Sadly to say, in my opinion, the movie makers are trying to appease the hearing public by removing the open captions for the deaf people. To deny deaf people of open captions and putting them in the SONY glasses is like trying to force the deaf people to go mainstream with the hearing community. But you know what? There are better ways to go about doing this. Yes, the SONY glasses have room for improvement. But should only be used for towns and cities with a small deaf community there. But in large metro cities? It would be much better if theaters used open captions.
The SONY glasses wouldn't work well with people who need glasses to read and see.

Some cities and towns and theaters have a good relationship with their deaf community. Some do not.
But if the fate of open captions has been determined to put them in SONY Glasses, movie theaters should think again before it's too late.

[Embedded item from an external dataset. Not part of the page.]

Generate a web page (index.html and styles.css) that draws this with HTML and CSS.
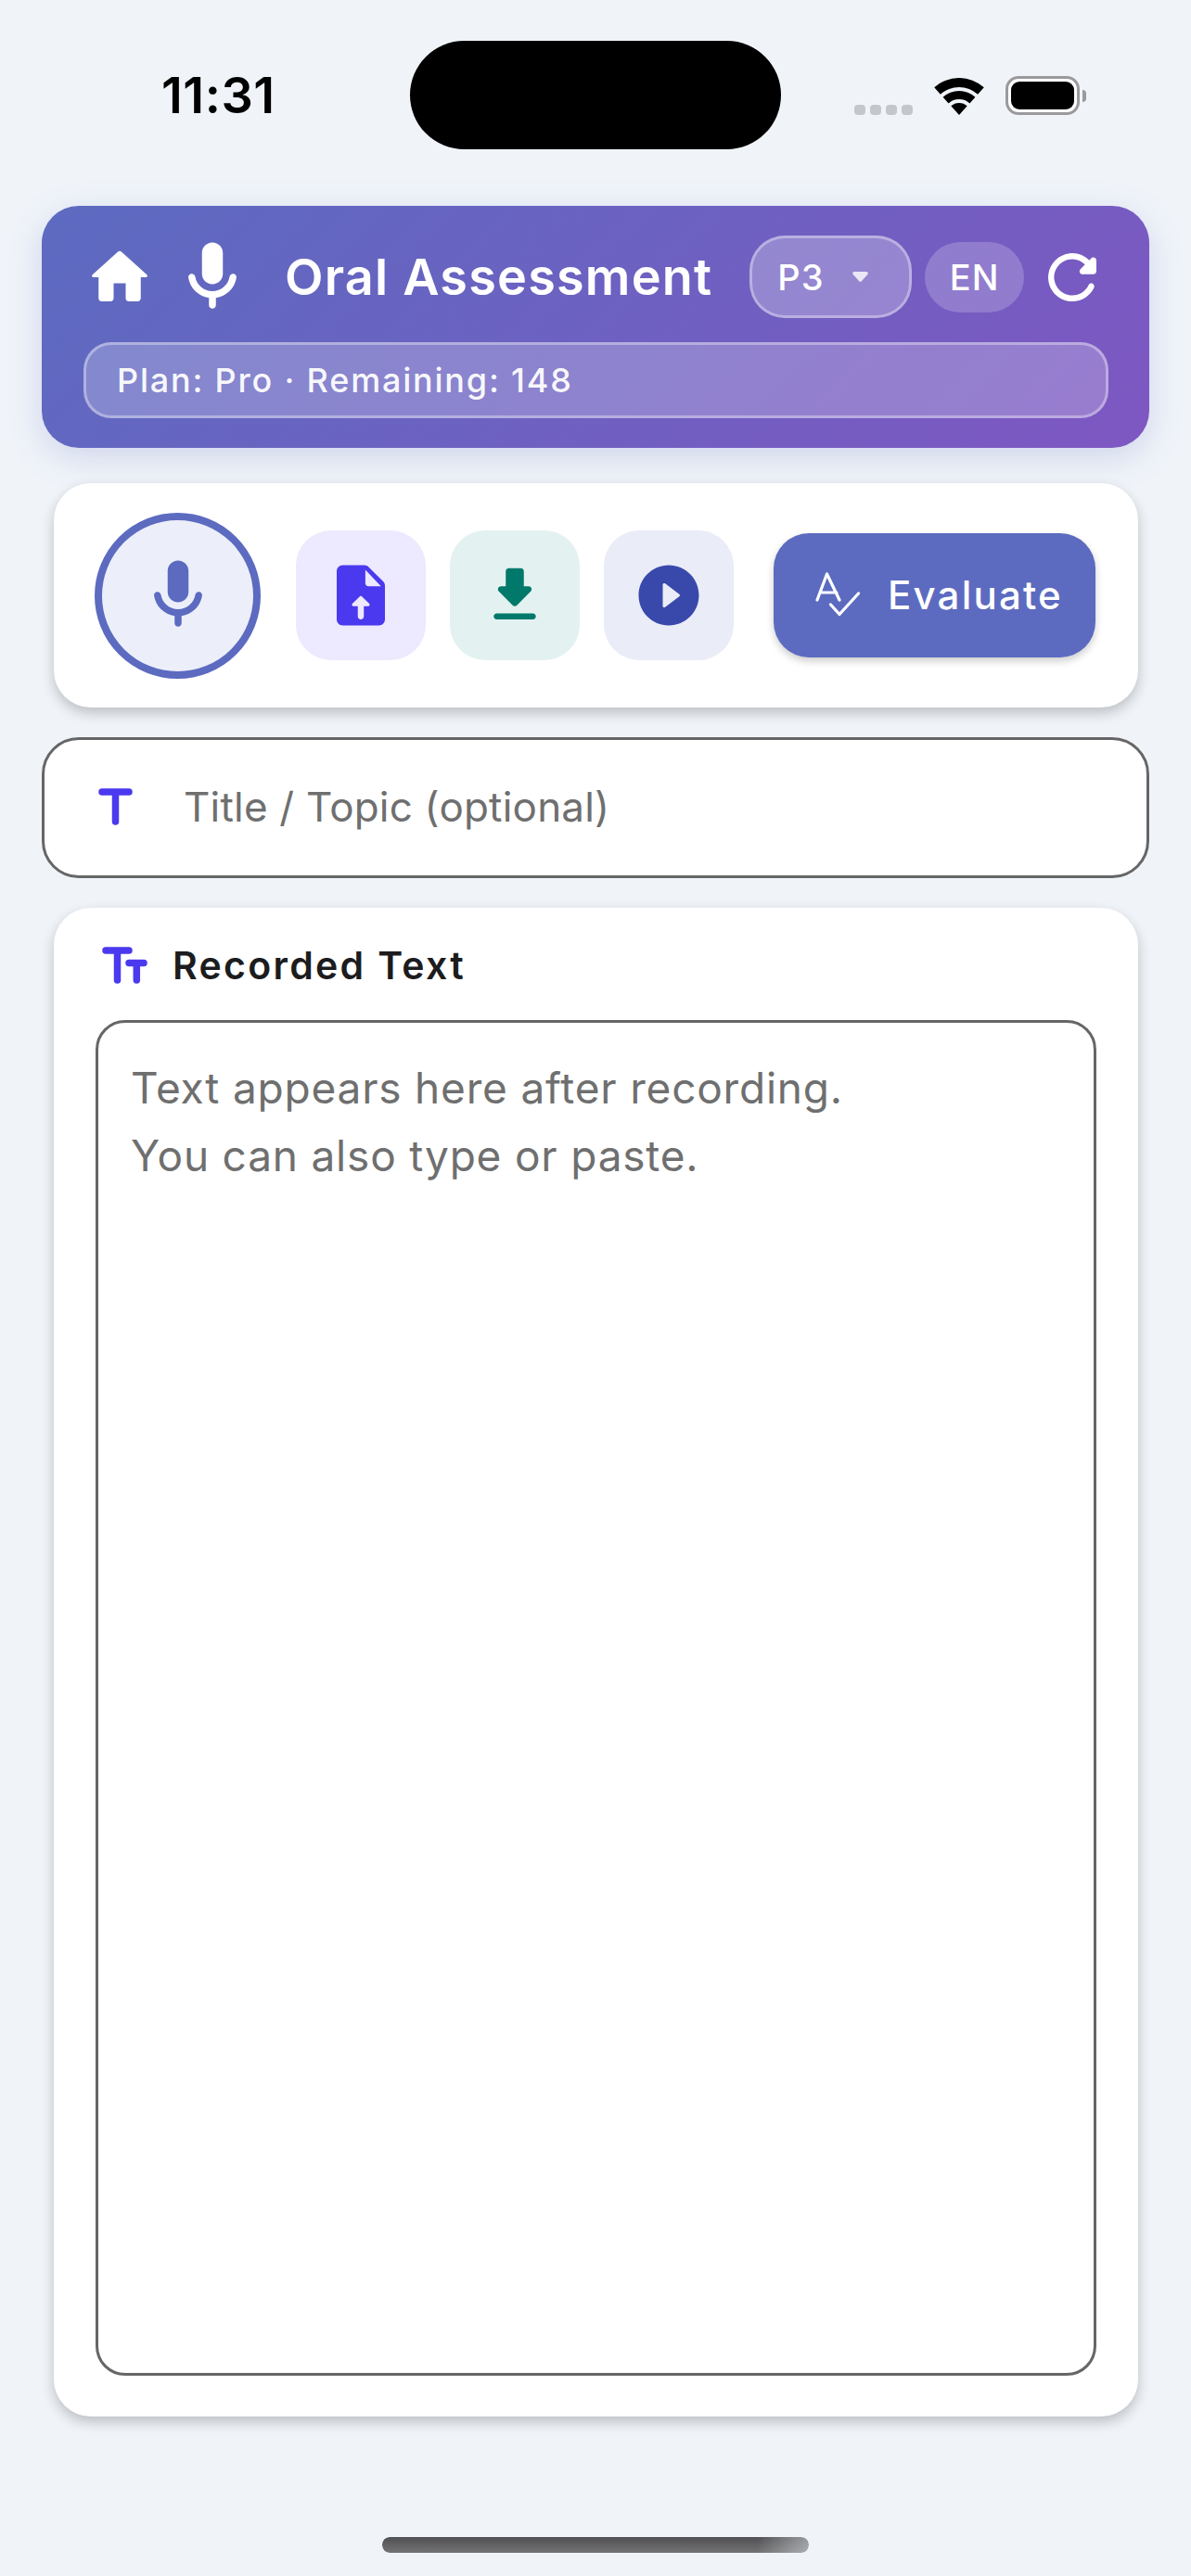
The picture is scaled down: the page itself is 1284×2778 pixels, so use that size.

Most of the deaf consumers that I know would rather wait 6 months to a year for the movies to come out on DVD and then watch it on their DVD players with subtitles or captions.

But the hearing community should have more respect for the deaf community. If they don't, then we got problems. Who's going to solve them? Right now, the hearing community should make a compromise. Let the theaters have open captions or change movies to have closed captions right on them for the deaf community.

I just hope SONY makes good changes to the glasses and movie theaters work better with the deaf community as well.

1 comment:

Unknown said...

The Sony Access Glasses would be very useful for people with hearing loss in the UK. Although most cinemas now have facilities to screen the latest films with English-language subtitles & audio description for people with hearing or sight loss, there are only around 1,000 subtitled shows every week around the UK. That may sound a lot but it’s only around 1% of cinema shows. In the UK, subtitles are on the cinema screen, for all to see, so require separate screenings.

Subtitle glasses would increase the choice of subtitled films and shows tenfold. People would very much appreciate such a service from cinemas. Take a look at this page of feedback from the cinema-going public: http://www.yourlocalcinema.com/quote.html

Film distributors ensure that most popular cinema releases are routinely subtitled in many European languages, as well as captioned and audio described. Large-capacity DCP hard drives can easily accommodate a digital film and multi-language text/audio tracks.

A multi-language/caption/narration solution like the glasses would enable under-served, untapped audiences Europe-wide to enjoy the cinema experience. Not only people whose first language is not the local language, but also people with hearing or sight loss.

The potential reach is huge. Hundreds of thousands of Europeans would benefit from experiencing films in a variety of languages. And of course people with hearing or sight loss would benefit immensely. Each year tens of thousands of children are born across Europe with significant hearing loss. Every day thousands start to lose their sight. Millions, including more than a hundred thousand children, have significant hearing or sight loss.

With ageing, loss of some hearing or sight is inevitable. Access to film via captions/subtitles and audio description/narration is something that we may all appreciate eventually.